Your task: Exactly reproduce the lines that run from the one containing "Reproduce this screenshot" through the one containing "FaWrench, FaCog, FaSearch", ends included, with no pictures.

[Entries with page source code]
■ ■ ■ ■

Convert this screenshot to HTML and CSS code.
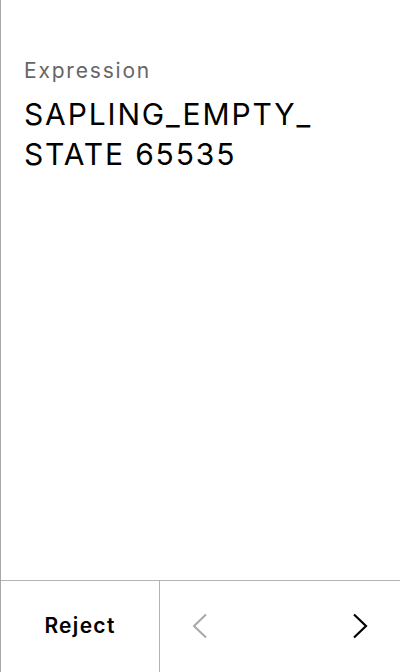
FILE: index.html
```html
<!DOCTYPE html>
<html>
<head>
<meta charset="utf-8">
<link rel="stylesheet" href="styles.css">
</head>
<body>
<div class="screen">
  <div class="content">
    <div class="label">Expression</div>
    <div class="value">SAPLING_EMPTY_<br>STATE 65535</div>
  </div>
  <div class="actions">
    <button class="reject">Reject</button>
    <div class="nav">
      <button class="nav-btn prev" aria-label="Previous">
        <svg width="16" height="26" viewBox="0 0 16 26"><polyline points="14,1.5 2,13 14,24.5" fill="none" stroke="currentColor" stroke-width="2"/></svg>
      </button>
      <button class="nav-btn next" aria-label="Next">
        <svg width="16" height="26" viewBox="0 0 16 26"><polyline points="2,1.5 14,13 2,24.5" fill="none" stroke="currentColor" stroke-width="2.2"/></svg>
      </button>
    </div>
  </div>
</div>
</body>
</html>
```
FILE: styles.css
```css
* { box-sizing: border-box; }
html, body { margin: 0; padding: 0; background: #fff; }
body { font-family: Inter, "Noto Sans", sans-serif; color: #000; }
.screen {
  width: 400px;
  height: 672px;
  border-left: 1px solid #a8a8a8;
  display: flex;
  flex-direction: column;
}
.content {
  flex: 1;
  padding: 57px 20px 0 23px;
}
.label {
  font-size: 21px;
  line-height: 28px;
  letter-spacing: 1.8px;
  color: #666;
}
.value {
  margin-top: 9px;
  font-size: 30px;
  line-height: 40px;
  letter-spacing: 1.85px;
  font-weight: 400;
  color: #000;
}
.actions {
  height: 92px;
  border-top: 1px solid #b4b4b4;
  display: flex;
}
button {
  font-family: inherit;
  background: none;
  border: 0;
  padding: 0;
  cursor: pointer;
}
.reject {
  width: 159px;
  padding-bottom: 3px;
  border-right: 1px solid #b4b4b4;
  font-size: 21px;
  font-weight: 600;
  letter-spacing: 1.3px;
  color: #000;
}
.nav {
  flex: 1;
  display: flex;
  justify-content: space-between;
}
.nav-btn {
  width: 80px;
  padding-bottom: 2px;
  display: flex;
  align-items: center;
  justify-content: center;
}
.prev { color: #a8a8a8; }
.next { color: #000; }
```
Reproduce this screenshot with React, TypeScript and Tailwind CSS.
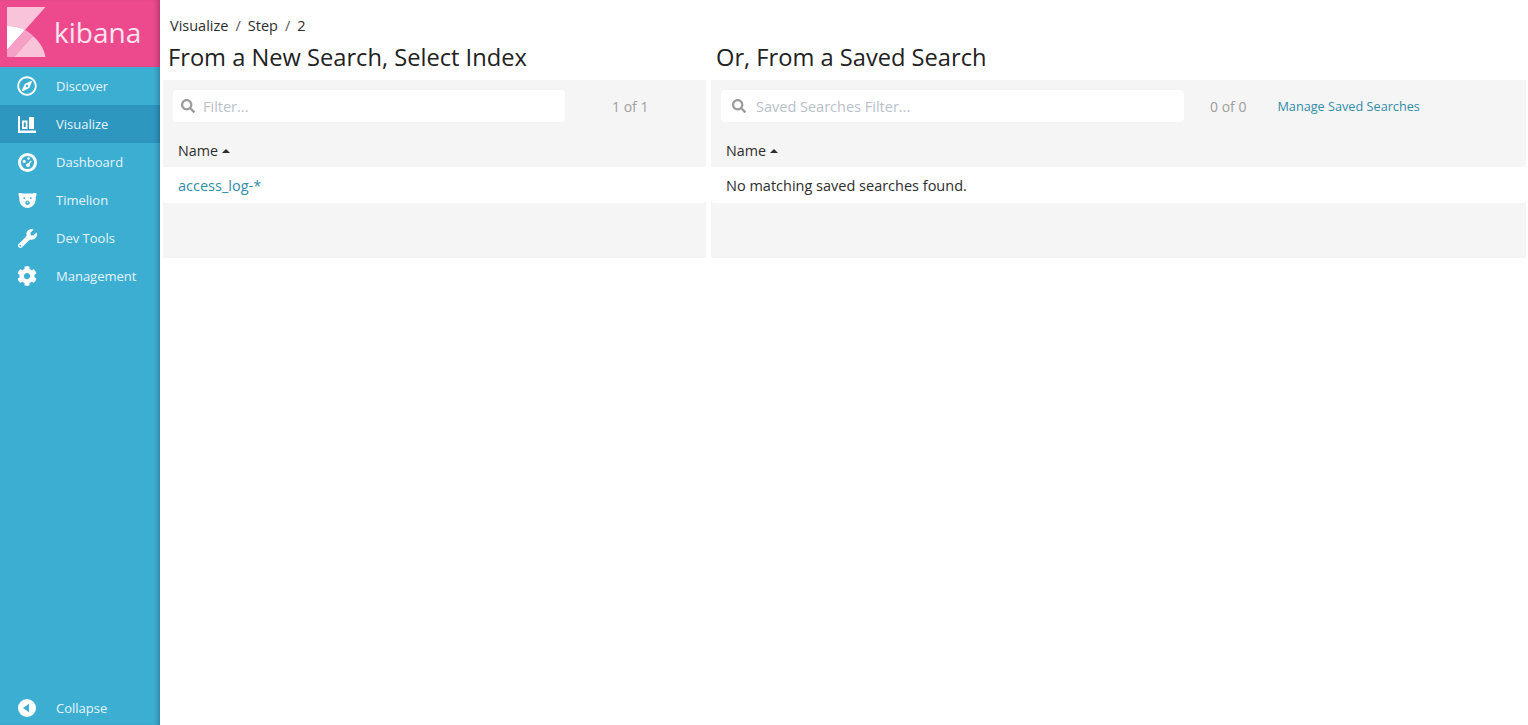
import React from "react";
import { FaRegCompass, FaWrench, FaCog, FaSearch } from "react-icons/fa";

const Bars = () => (
  <svg width="18" height="17" viewBox="0 0 18 17">
    <path d="M0 0h2v14.500h16V17H0z" fill="#fff" />
    <path fillRule="evenodd" d="M4 4.500h5.500V13H4zM5.800 6.500v4.500h1.900V6.500z" fill="#fff" />
    <rect x="11" y="1" width="5" height="12" fill="#fff" />
  </svg>
);

const Gauge = () => (
  <svg width="19" height="19" viewBox="0 0 18 18">
    <circle cx="9" cy="9" r="7.600" fill="none" stroke="#fff" strokeWidth="2.800" />
    <circle cx="5.800" cy="8" r="1.500" fill="#fff" />
    <circle cx="10" cy="5.200" r="1.200" fill="#fff" />
    <circle cx="9.500" cy="11.500" r="1.800" fill="#fff" />
    <path d="M9.500 11.500 12.500 7.500" stroke="#fff" strokeWidth="1.300" />
  </svg>
);

const Bear = () => (
  <svg width="19" height="15" viewBox="0 0 18 15">
    <path
      fillRule="evenodd"
      fill="#fff"
      d="M0 .8C0 .3.500 0 2 0c1 0 1.700.2 2 .6h10c.3-.4 1-.6 2-.6 1.500 0 2 .3 2 .8 0 1.500-.2 2.700-.7 3.500 0 1.500-.1 3.200-.5 4.500C15.500 12.800 12.500 15 9 15s-6.500-2.200-7.800-6.200C.8 7.500.7 5.800.7 4.300.2 3.500 0 2.300 0 .8ZM5.700 4.200a.9.9 0 1 0 0 1.800.9.9 0 0 0 0-1.800Zm6.600 0a.9.9 0 1 0 0 1.800.9.9 0 0 0 0-1.800ZM9 7.500c-1.400 0-2.300 1-2.300 2.300 0 1.300 1 2.100 2.300 2.100s2.300-.8 2.300-2.100c0-1.300-.9-2.300-2.300-2.300Z"
    />
    <path d="M7.800 8.700h2.400L9 10.200z" fill="#fff" />
  </svg>
);

const Collapse = () => (
  <svg width="18" height="18" viewBox="0 0 18 18">
    <circle cx="9" cy="9" r="9" fill="#fff" />
    <path d="M5 9l6-4.300v8.600z" fill="#3caed2" />
  </svg>
);

const Logo = () => (
  <svg width="39" height="50" viewBox="0 0 39 50" className="shrink-0">
    <path d="M0 0H38.500L18 23C13 20.500 7 19 0 19Z" fill="#f9c3da" />
    <path d="M0 19C7 19 13 20.500 18 23L0 43Z" fill="#fff" />
    <path d="M0 43 18 23C21 24.500 24 26.500 26 29L7 50H0Z" fill="#f5a0c4" />
    <path d="M7 50 26 29C32.500 34.500 37 42 38.500 50Z" fill="#f9c3da" />
  </svg>
);

const nav = [
  { label: "Discover", icon: <FaRegCompass size={20} color="#fff" /> },
  { label: "Visualize", icon: <Bars />, active: true },
  { label: "Dashboard", icon: <Gauge /> },
  { label: "Timelion", icon: <Bear /> },
  { label: "Dev Tools", icon: <FaWrench size={19} color="#fff" /> },
  { label: "Management", icon: <FaCog size={20} color="#fff" /> },
];

function NavItem({ label, icon, active }: { label: string; icon: React.ReactNode; active?: boolean }) {
  return (
    <div className={`flex h-[38px] items-center ${active ? "bg-[#2d97c0] shadow-[inset_-5px_0_5px_-3px_rgba(0,0,0,0.25)]" : ""}`}>
      <span className="flex w-[54px] shrink-0 justify-center">{icon}</span>
      <span className="ml-[2px] pt-[2px] text-[13px] text-[#e6f5fa]">{label}</span>
    </div>
  );
}

function SearchBox({ placeholder, width, gap, textGap }: { placeholder: string; width: string; gap: string; textGap: string }) {
  return (
    <div className={`flex h-[32px] items-center rounded-[4px] bg-white ${width}`}>
      <FaSearch size={14} color="#9b9b9b" className={`shrink-0 ${gap}`} />
      <span className={`pt-[2px] text-[14.500px] text-[#b9c0c9] ${textGap}`}>{placeholder}</span>
    </div>
  );
}

function Panel({ top, row }: { top: React.ReactNode; row: React.ReactNode }) {
  return (
    <div className="h-[178px] bg-[#f5f5f5]">
      <div className="flex h-[52px] items-center pl-[10px]">{top}</div>
      <div className="flex h-[35px] items-center pl-[15px] pt-[2px] text-[14.300px] text-[#2d2d2d]">
        Name
        <span className="ml-[4px] h-0 w-0 border-x-[4.500px] border-b-[4.500px] border-x-transparent border-b-[#2d2d2d]" />
      </div>
      <div className="flex h-[36px] items-center rounded-b-[4px] bg-white pl-[15px] pt-[2px] text-[14.500px]">{row}</div>
    </div>
  );
}

export default function App() {
  return (
    <div className="flex h-[725px] w-[1528px] overflow-hidden bg-white font-['Open_Sans',sans-serif]">
      <aside className="flex h-full w-[160px] shrink-0 flex-col bg-[#3caed2] shadow-[inset_-5px_0_5px_-3px_rgba(0,0,0,0.25)]">
        <div className="flex h-[67px] shrink-0 items-start bg-[#ec4a8d] pl-[7px] pt-[7px] shadow-[inset_-5px_0_5px_-3px_rgba(0,0,0,0.25)]">
          <Logo />
          <span className="ml-[8px] mt-[6px] text-[28px] font-medium leading-[38px] text-[#fde4ef]">kibana</span>
        </div>
        {nav.map((n) => (
          <NavItem key={n.label} {...n} />
        ))}
        <div className="mb-[-2px] mt-auto">
          <NavItem label="Collapse" icon={<Collapse />} />
        </div>
      </aside>
      <main className="min-w-0 flex-1 pl-[3px]">
        <div className="flex h-[35px] items-end pl-[7px] text-[14.500px] leading-[19px] text-[#2d2d2d]">
          <span>Visualize</span>
          <span className="mx-[7px] text-[#555]">/</span>
          <span>Step</span>
          <span className="mx-[7px] text-[#555]">/</span>
          <span>2</span>
        </div>
        <div className="flex gap-[5px]">
          <div className="w-[543px] shrink-0">
            <h2 className="ml-[5px] h-[45px] pt-[4px] text-[23.660px] leading-[36px] text-[#222]">From a New Search, Select Index</h2>
            <Panel
              top={
                <>
                  <SearchBox placeholder="Filter..." width="w-[392px]" gap="ml-[8px]" textGap="ml-[8px]" />
                  <span className="ml-[47px] text-[14px] text-[#a0a0a0]">1 of 1</span>
                </>
              }
              row={<span className="text-[#328caa]">access_log-*</span>}
            />
          </div>
          <div className="w-[815px] shrink-0">
            <h2 className="ml-[5px] h-[45px] pt-[4px] text-[23.660px] leading-[36px] text-[#222]">Or, From a Saved Search</h2>
            <Panel
              top={
                <>
                  <SearchBox placeholder="Saved Searches Filter..." width="w-[463px]" gap="ml-[11px]" textGap="ml-[10px]" />
                  <span className="ml-[26px] text-[14px] text-[#a0a0a0]">0 of 0</span>
                  <span className="ml-[31px] pt-[1px] text-[12.700px] text-[#328caa]">Manage Saved Searches</span>
                </>
              }
              row={<span className="text-[#2d2d2d]">No matching saved searches found.</span>}
            />
          </div>
        </div>
      </main>
    </div>
  );
}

■ ■ ■ ■

Result below:
Reproduce this screenshot with React, TypeScript and Tailwind CSS.
import React from "react";
import { FaRegCompass, FaWrench, FaCog, FaSearch } from "react-icons/fa";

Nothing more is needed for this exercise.